PROVIDED MATERIAL ->

###

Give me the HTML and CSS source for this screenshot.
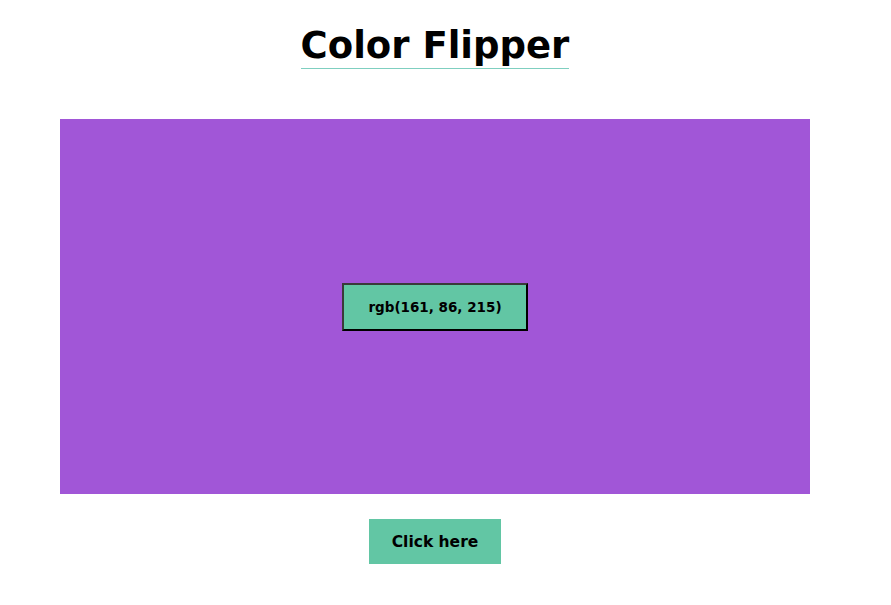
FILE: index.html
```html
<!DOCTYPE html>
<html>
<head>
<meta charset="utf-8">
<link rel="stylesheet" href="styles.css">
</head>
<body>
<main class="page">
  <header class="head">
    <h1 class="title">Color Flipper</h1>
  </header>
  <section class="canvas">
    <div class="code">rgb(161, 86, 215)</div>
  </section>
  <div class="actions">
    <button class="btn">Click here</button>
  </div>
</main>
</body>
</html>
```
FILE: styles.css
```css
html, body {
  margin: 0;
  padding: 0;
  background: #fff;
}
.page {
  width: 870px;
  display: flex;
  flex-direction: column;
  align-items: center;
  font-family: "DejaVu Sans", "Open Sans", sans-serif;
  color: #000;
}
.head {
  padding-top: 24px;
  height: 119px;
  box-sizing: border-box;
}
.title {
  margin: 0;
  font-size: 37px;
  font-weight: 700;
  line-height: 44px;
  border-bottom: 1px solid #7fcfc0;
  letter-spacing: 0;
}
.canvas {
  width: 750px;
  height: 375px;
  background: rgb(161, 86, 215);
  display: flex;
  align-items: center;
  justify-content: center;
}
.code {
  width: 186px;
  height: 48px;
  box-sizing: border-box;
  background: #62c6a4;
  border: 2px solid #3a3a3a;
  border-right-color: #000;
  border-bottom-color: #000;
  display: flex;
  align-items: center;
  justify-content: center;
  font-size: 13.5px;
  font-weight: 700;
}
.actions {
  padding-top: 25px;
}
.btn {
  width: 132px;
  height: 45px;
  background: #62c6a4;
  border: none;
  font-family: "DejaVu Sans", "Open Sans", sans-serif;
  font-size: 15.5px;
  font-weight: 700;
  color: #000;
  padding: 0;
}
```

###

TO BE DONE ->
Write out the full listing verbatim, excluding its pictures.

ANSWER ->
Give me the HTML and CSS source for this screenshot.
FILE: index.html
```html
<!DOCTYPE html>
<html>
<head>
<meta charset="utf-8">
<link rel="stylesheet" href="styles.css">
</head>
<body>
<main class="page">
  <header class="head">
    <h1 class="title">Color Flipper</h1>
  </header>
  <section class="canvas">
    <div class="code">rgb(161, 86, 215)</div>
  </section>
  <div class="actions">
    <button class="btn">Click here</button>
  </div>
</main>
</body>
</html>
```
FILE: styles.css
```css
html, body {
  margin: 0;
  padding: 0;
  background: #fff;
}
.page {
  width: 870px;
  display: flex;
  flex-direction: column;
  align-items: center;
  font-family: "DejaVu Sans", "Open Sans", sans-serif;
  color: #000;
}
.head {
  padding-top: 24px;
  height: 119px;
  box-sizing: border-box;
}
.title {
  margin: 0;
  font-size: 37px;
  font-weight: 700;
  line-height: 44px;
  border-bottom: 1px solid #7fcfc0;
  letter-spacing: 0;
}
.canvas {
  width: 750px;
  height: 375px;
  background: rgb(161, 86, 215);
  display: flex;
  align-items: center;
  justify-content: center;
}
.code {
  width: 186px;
  height: 48px;
  box-sizing: border-box;
  background: #62c6a4;
  border: 2px solid #3a3a3a;
  border-right-color: #000;
  border-bottom-color: #000;
  display: flex;
  align-items: center;
  justify-content: center;
  font-size: 13.5px;
  font-weight: 700;
}
.actions {
  padding-top: 25px;
}
.btn {
  width: 132px;
  height: 45px;
  background: #62c6a4;
  border: none;
  font-family: "DejaVu Sans", "Open Sans", sans-serif;
  font-size: 15.5px;
  font-weight: 700;
  color: #000;
  padding: 0;
}
```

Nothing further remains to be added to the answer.